Under an agreement reached last year with state and federal environmental agencies, Doe Run has made some efforts to clean up. It is sweeping and hosing down contaminated streets; washing lead-dusted truck beds and tires; sealing an employee parking lot contaminated with lead dust; tying tarps more securely on trucks; rerouting trucks to minimize the amount of lead pollution; digging up contaminated soil in backyards and city streets.

But DNR Director Stephen M. Mahfood says the company's efforts have been hit-or-miss, and that material from the trucks is still blowing all over town. He has issued several "cease and desist" orders to force Doe Run to improve what he calls unacceptable "basic housekeeping measures."

Doe Run is protesting those actions, and has filed appeals with Missouri's Air Conservation, Clean Water and Hazardous Waste commissions. The appeals automatically put the DNR orders on hold for 60 days, or until the commissions can meet to hear the appeals. Doe Run argues that the DNR orders are illegal, its facts are wrong and the so-called "clear and present danger" to the public and the environment is nothing of the sort.
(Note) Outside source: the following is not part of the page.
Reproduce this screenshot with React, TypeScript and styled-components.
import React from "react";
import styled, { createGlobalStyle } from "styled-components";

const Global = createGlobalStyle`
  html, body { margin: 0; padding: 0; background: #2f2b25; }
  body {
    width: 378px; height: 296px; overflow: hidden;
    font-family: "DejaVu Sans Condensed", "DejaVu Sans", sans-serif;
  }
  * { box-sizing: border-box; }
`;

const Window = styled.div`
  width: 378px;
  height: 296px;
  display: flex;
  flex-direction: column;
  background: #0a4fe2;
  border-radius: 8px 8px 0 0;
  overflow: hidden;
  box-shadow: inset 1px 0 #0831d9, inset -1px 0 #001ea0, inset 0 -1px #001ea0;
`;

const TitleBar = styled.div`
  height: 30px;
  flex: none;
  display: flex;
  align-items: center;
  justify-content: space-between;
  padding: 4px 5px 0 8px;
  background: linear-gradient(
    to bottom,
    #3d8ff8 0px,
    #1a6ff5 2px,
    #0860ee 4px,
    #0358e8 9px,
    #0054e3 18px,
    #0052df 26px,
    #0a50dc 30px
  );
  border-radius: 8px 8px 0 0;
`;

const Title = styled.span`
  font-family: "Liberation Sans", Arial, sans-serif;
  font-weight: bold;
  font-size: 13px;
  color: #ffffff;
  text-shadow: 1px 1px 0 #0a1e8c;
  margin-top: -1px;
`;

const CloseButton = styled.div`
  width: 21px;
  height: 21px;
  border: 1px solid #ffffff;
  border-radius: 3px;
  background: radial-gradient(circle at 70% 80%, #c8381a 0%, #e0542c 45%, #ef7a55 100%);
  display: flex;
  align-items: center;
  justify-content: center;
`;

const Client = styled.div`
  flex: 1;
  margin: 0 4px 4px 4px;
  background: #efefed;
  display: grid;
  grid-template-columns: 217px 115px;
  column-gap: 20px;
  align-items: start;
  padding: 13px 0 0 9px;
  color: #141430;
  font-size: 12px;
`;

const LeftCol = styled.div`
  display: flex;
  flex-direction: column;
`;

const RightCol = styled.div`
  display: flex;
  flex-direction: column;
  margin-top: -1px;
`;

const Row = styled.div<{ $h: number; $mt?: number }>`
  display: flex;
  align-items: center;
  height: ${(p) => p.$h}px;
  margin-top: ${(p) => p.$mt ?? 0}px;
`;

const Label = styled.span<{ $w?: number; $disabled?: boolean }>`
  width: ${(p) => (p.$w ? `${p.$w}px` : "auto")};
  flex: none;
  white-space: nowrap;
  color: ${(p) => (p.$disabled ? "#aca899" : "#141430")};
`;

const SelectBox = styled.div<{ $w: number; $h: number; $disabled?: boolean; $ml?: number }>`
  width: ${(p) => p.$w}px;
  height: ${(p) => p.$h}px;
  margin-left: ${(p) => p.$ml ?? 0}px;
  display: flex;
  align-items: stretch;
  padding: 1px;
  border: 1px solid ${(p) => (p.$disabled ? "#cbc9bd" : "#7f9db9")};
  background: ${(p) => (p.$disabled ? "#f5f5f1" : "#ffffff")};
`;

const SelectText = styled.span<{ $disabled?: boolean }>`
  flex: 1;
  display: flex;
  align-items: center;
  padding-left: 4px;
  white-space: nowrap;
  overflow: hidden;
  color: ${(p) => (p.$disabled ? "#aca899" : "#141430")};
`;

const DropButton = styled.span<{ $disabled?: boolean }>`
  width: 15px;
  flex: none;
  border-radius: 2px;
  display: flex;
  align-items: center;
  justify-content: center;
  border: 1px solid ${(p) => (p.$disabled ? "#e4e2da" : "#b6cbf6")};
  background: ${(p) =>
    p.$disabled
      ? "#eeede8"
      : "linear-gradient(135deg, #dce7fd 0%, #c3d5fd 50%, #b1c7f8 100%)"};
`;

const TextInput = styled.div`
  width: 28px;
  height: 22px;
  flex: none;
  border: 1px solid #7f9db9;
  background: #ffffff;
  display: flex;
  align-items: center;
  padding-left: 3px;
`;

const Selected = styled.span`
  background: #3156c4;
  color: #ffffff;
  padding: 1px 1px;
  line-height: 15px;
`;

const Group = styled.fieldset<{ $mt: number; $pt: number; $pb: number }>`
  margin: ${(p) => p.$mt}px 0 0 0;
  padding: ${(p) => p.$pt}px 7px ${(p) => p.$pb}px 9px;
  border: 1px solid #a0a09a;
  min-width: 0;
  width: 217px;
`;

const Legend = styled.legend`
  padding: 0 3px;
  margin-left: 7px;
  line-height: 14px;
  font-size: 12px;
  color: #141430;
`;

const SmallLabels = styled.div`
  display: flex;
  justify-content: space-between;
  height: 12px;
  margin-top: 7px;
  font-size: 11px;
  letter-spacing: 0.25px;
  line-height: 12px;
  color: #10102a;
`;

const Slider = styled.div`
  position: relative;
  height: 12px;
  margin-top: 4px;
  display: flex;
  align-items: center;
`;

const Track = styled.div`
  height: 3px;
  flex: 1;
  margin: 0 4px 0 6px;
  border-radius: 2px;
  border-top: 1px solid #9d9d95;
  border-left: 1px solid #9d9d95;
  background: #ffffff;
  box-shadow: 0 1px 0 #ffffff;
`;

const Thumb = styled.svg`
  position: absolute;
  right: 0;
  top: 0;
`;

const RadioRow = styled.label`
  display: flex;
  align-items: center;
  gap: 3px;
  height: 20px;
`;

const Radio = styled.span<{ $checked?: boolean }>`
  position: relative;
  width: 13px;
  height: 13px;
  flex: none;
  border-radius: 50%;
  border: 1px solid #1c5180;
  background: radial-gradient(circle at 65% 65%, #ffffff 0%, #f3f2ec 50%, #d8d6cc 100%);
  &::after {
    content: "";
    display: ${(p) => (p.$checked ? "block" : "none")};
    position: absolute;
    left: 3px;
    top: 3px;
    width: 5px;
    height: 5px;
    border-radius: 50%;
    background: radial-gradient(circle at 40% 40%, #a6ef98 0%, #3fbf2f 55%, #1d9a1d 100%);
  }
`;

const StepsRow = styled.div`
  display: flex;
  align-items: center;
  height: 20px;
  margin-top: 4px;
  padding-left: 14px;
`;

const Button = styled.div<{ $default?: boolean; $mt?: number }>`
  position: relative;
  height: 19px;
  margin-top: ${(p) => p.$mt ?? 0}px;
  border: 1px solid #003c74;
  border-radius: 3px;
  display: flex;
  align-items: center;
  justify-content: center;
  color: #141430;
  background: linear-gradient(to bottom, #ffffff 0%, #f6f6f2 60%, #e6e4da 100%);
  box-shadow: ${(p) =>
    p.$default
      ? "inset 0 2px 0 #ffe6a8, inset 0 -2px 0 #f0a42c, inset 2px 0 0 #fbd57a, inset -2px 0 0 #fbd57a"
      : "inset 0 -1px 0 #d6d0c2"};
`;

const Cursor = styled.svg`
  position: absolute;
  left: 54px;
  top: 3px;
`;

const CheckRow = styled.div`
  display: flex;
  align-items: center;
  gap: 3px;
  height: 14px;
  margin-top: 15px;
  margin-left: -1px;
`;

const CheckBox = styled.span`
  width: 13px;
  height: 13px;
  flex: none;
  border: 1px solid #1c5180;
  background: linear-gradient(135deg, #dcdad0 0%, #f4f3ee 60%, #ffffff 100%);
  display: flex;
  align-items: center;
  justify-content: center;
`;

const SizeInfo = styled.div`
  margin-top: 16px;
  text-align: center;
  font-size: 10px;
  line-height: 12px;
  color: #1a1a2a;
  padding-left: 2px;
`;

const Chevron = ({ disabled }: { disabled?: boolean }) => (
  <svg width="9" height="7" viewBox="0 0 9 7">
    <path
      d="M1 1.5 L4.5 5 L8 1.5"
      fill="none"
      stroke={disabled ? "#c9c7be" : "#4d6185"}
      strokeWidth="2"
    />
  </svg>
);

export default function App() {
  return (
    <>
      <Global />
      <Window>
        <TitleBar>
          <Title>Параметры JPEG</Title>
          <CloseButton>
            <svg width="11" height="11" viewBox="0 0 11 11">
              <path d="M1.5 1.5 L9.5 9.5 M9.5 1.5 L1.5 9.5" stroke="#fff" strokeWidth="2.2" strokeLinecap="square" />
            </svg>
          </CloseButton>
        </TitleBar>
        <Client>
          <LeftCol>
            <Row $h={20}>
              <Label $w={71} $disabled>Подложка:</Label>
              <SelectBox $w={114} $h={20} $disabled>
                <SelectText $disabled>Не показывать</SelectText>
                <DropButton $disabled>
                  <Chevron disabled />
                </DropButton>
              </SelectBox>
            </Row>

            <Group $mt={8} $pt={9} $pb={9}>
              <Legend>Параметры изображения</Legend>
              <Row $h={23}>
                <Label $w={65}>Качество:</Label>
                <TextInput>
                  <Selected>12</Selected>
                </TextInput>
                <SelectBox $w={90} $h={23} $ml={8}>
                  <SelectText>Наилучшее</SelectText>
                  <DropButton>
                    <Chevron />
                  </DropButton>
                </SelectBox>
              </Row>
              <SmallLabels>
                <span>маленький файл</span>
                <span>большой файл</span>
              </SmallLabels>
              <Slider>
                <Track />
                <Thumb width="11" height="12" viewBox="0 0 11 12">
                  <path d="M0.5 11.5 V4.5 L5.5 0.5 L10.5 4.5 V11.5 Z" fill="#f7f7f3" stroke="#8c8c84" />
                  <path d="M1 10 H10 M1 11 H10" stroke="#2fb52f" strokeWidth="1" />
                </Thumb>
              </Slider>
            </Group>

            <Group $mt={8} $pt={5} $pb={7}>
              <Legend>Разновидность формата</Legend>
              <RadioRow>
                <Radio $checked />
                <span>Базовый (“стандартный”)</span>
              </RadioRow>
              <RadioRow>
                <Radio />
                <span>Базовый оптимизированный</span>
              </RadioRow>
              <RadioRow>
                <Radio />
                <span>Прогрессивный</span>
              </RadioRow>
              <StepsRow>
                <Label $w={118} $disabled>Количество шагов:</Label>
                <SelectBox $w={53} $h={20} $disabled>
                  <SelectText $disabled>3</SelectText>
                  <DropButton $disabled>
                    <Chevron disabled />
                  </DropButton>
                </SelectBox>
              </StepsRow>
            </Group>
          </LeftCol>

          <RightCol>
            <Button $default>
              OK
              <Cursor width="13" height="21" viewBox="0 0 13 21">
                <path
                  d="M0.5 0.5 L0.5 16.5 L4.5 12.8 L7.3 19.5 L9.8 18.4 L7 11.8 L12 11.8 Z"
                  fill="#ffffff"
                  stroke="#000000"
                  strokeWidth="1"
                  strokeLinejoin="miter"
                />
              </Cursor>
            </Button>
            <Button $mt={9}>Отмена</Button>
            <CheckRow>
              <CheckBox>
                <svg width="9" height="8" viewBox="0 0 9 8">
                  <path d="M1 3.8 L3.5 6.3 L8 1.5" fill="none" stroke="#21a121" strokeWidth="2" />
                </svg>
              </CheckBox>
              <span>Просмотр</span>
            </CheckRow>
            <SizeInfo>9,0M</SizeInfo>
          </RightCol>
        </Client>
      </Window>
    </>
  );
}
That's why it is so important for the state to continue to keep the company - which continues its long tradition of denial - under close scrutiny. The state is putting inspectors in Herculaneum around-the-clock, monitoring air quality more closely, checking the insides of houses and going door to door offering free blood lead testing.

All that information would be critical ammunition in the likely event that the state hauls Doe Run into court. The stakes are high: high for Herculaneum and its 2,400 residents, for the environment, for Doe Run and for the state of Missouri. If testing shows high blood lead levels, the people affected must be evacuated. If not, that's good news for residents. But the state will have to continue to press the smelter to clean up its act.

Looming in the background is perhaps the biggest question: Who will have to pay for the cleanup? Cleaning the surface lead contamination is a constant and costly chore, which Doe Run is now paying for. But keep digging below the surface, and who knows what they'll find? If the contamination is serious enough to declare Herculaneum a federal Superfund site, the cost of cleaning up the town could run into the billions. And that's a tab Missouri should not get stuck with. The U.S. Environmental Protection Agency should step up and put its weight behind the cleanup effort so that the people of Herculaneum can live in a safe and healthy community.





Published in the Editorial section of the St. Louis Post-Dispatch on Sunday, October 21, 2001.